The work and mentoring I did with this student highlighted my concerns I had originally expressed in previous posts about students being work-ready. In all, the process took about a month to land a new job. The student grew impatient at times and even requested if he could start skipping meetings at his current job. These moments were a big learning moment for both of us. We had to discuss and develop his approach to interviewing. The student wanted $9.00 an hour wherever he was to work next, but the reality is he would be hard pressed to find that starting hourly wage with his limited experience. To his credit however, he went to interviews and practiced the art of interviewing with companies he knew would likely not pay him his desired wage. I admire he stuck to the notion of what he wanted to be paid; that self-advocacy is vital, but his inflexibility on wage meant he would need to practice patience in the process. When all was said and done, he landed a position in a retail store that would pay him $10 an hour. He found the position himself as well. While it is not the ideal internship I would want for him, the job will serve his current needs, and undoubtedly he grew from the experience of revising a resume, cover letter, and interviewing several times.

Researching Peritext in the ELA Classroom

I am currently working on writing a chapter in an upcoming publication with a former professor of mine and one of my dissertation committee members. I remember feeling honored when she reached out to me to pitch the chapter idea and her desire to work with me. I have said throughout my doctoral pursuit and even once if was finished that I desired to continue to research and use the skills I developed. Interestingly, the research I conducted this fall was unique for a few different reasons–1. The research all took place in another teacher’s classroom whereas my previous research had been in my own. 2. My understanding of peritext, which I will define shortly, was tangential at best, yet the book being released centers on the topic. I went into the project with uncharted waters awaiting me.

Peritext, put simply, is traditionally considered the text that is not part of the text proper (Gross & Latham, 2017), which typically includes components such as a forward, preface, table of contents, acknowledgements, etc. Gross and Latham (2017) argues peritext has a much larger footprint in understanding and critically thinking about text than might be considered by those teaching media literacy. I am currently learning a good deal about their Peritextual Literacy Framework (PLF), which really expands how to define peritext and witness its presence in several mediums. For the purpose of the project I have been working on, the peritext elements are embedded in the artwork of Banksy and the 2011 documentary about him, Exit Through the Gift Shop. I worked alongside a colleague and fellow English teacher, Glenn Chance, to develop a unit that combined his work with memoir in his 9th grade language arts classes and looking elements of visual literacy and documentary. We very much built the unit as we went along constantly tweaking and revising our approach as the combo of memoir and documentary and visual literacy simply had not been developed before in our school. The findings are still to come, but the experience was enjoyable. I relished being in a language arts classroom again even if just in a co-teaching capacity.
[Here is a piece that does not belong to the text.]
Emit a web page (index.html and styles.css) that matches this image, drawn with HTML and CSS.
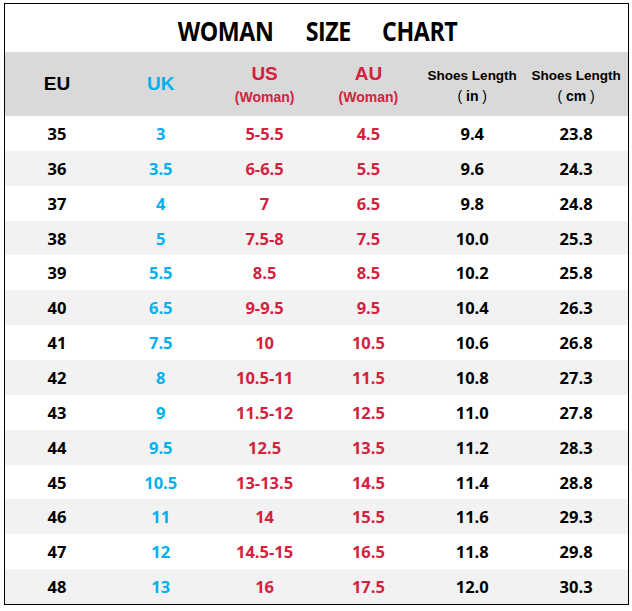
FILE: index.html
```html
<!DOCTYPE html>
<html>
<head>
<meta charset="utf-8">
<link rel="stylesheet" href="styles.css">
</head>
<body>
<div class="chart">
  <div class="title"><span>WOMAN</span><span>SIZE</span><span>CHART</span></div>
  <div class="row head">
    <div class="c big">EU</div>
    <div class="c big uk">UK</div>
    <div class="c red"><div class="big">US</div><div class="sub">(Woman)</div></div>
    <div class="c red"><div class="big">AU</div><div class="sub">(Woman)</div></div>
    <div class="c sm"><div>Shoes Length</div><div class="unit"><span class="p">(</span> in <span class="p">)</span></div></div>
    <div class="c sm"><div>Shoes Length</div><div class="unit"><span class="p">(</span> cm <span class="p">)</span></div></div>
  </div>
  <div class="body">
    <div class="row"><div class="c">35</div><div class="c uk">3</div><div class="c red">5-5.5</div><div class="c red">4.5</div><div class="c">9.4</div><div class="c">23.8</div></div>
    <div class="row alt"><div class="c">36</div><div class="c uk">3.5</div><div class="c red">6-6.5</div><div class="c red">5.5</div><div class="c">9.6</div><div class="c">24.3</div></div>
    <div class="row"><div class="c">37</div><div class="c uk">4</div><div class="c red">7</div><div class="c red">6.5</div><div class="c">9.8</div><div class="c">24.8</div></div>
    <div class="row alt"><div class="c">38</div><div class="c uk">5</div><div class="c red">7.5-8</div><div class="c red">7.5</div><div class="c">10.0</div><div class="c">25.3</div></div>
    <div class="row"><div class="c">39</div><div class="c uk">5.5</div><div class="c red">8.5</div><div class="c red">8.5</div><div class="c">10.2</div><div class="c">25.8</div></div>
    <div class="row alt"><div class="c">40</div><div class="c uk">6.5</div><div class="c red">9-9.5</div><div class="c red">9.5</div><div class="c">10.4</div><div class="c">26.3</div></div>
    <div class="row"><div class="c">41</div><div class="c uk">7.5</div><div class="c red">10</div><div class="c red">10.5</div><div class="c">10.6</div><div class="c">26.8</div></div>
    <div class="row alt"><div class="c">42</div><div class="c uk">8</div><div class="c red">10.5-11</div><div class="c red">11.5</div><div class="c">10.8</div><div class="c">27.3</div></div>
    <div class="row"><div class="c">43</div><div class="c uk">9</div><div class="c red">11.5-12</div><div class="c red">12.5</div><div class="c">11.0</div><div class="c">27.8</div></div>
    <div class="row alt"><div class="c">44</div><div class="c uk">9.5</div><div class="c red">12.5</div><div class="c red">13.5</div><div class="c">11.2</div><div class="c">28.3</div></div>
    <div class="row"><div class="c">45</div><div class="c uk">10.5</div><div class="c red">13-13.5</div><div class="c red">14.5</div><div class="c">11.4</div><div class="c">28.8</div></div>
    <div class="row alt"><div class="c">46</div><div class="c uk">11</div><div class="c red">14</div><div class="c red">15.5</div><div class="c">11.6</div><div class="c">29.3</div></div>
    <div class="row"><div class="c">47</div><div class="c uk">12</div><div class="c red">14.5-15</div><div class="c red">16.5</div><div class="c">11.8</div><div class="c">29.8</div></div>
    <div class="row alt"><div class="c">48</div><div class="c uk">13</div><div class="c red">16</div><div class="c red">17.5</div><div class="c">12.0</div><div class="c">30.3</div></div>
  </div>
</div>
</body>
</html>
```
FILE: styles.css
```css
html, body { margin: 0; padding: 0; background: #fff; }
body { padding: 3px 0 0 4px; }
.chart {
  width: 623px;
  height: 600px;
  border: 1px solid #000;
  display: flex;
  flex-direction: column;
  background: #fff;
}
.title {
  height: 48px;
  display: flex;
  justify-content: center;
  align-items: center;
  gap: 21px;
  font-family: "Open Sans", sans-serif;
  font-weight: 700;
  font-size: 27px;
  letter-spacing: -0.5px;
  color: #000;
  padding-top: 4px;
  box-sizing: border-box;
}
.title span { display: inline-block; transform: scaleX(0.86); }
.row {
  display: grid;
  grid-template-columns: repeat(6, 1fr);
  flex: 1;
}
.head {
  flex: 0 0 64px;
  background: #d9d9d9;
  font-family: "Liberation Sans", Arial, sans-serif;
  font-weight: 700;
}
.body { flex: 1; display: flex; flex-direction: column; }
.alt { background: #f2f2f2; }
.c {
  display: flex;
  flex-direction: column;
  justify-content: center;
  align-items: center;
  font-family: "Open Sans", sans-serif;
  font-weight: 700;
  font-size: 16.5px;
  color: #000;
}
.head .c { font-family: "Liberation Sans", Arial, sans-serif; }
.big { font-size: 19px; font-weight: 700; }
.head .big { line-height: 22px; }
.sub { font-size: 14px; margin-top: 4px; }
.sm { font-size: 13.5px; padding-top: 4px; }
.unit { margin-top: 5px; font-size: 14px; white-space: pre; }
.unit .p { font-weight: 400; }
.uk { color: #00b0f0; }
.red { color: #d4213d; }
```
While the chapter is not due out for another year, the findings could have insightful and revealing points to consider for the future use of visual literacy and stronger considerations for peritextual elements in the classroom.

Gross, Melissa, & Latham, Don. (2017). The peritextual literacy framework: Using the functions of peritext to support critical thinking. Library and Information Science Research, 39(2), 116-123.

Studio Reunion II Rescheduled

On December 29th I will finally be able to sit down with another group of former students to discuss the impact of project-based learning and their time in my Studio program on their current work as college students. We had to cancel the first attempt in early October due to a personal issue on my end.

The first reunion over a year ago was humbling and exciting as each student had stories of what was good about the program and what did always go according to plan. I am excited to see what this new group of students have to say about the good, bad, and ugly of the program as they reflect on their time in that space and where they are now.

For my readers who are interested, the video of our conversation will be up by December 31st and posted here on the blog.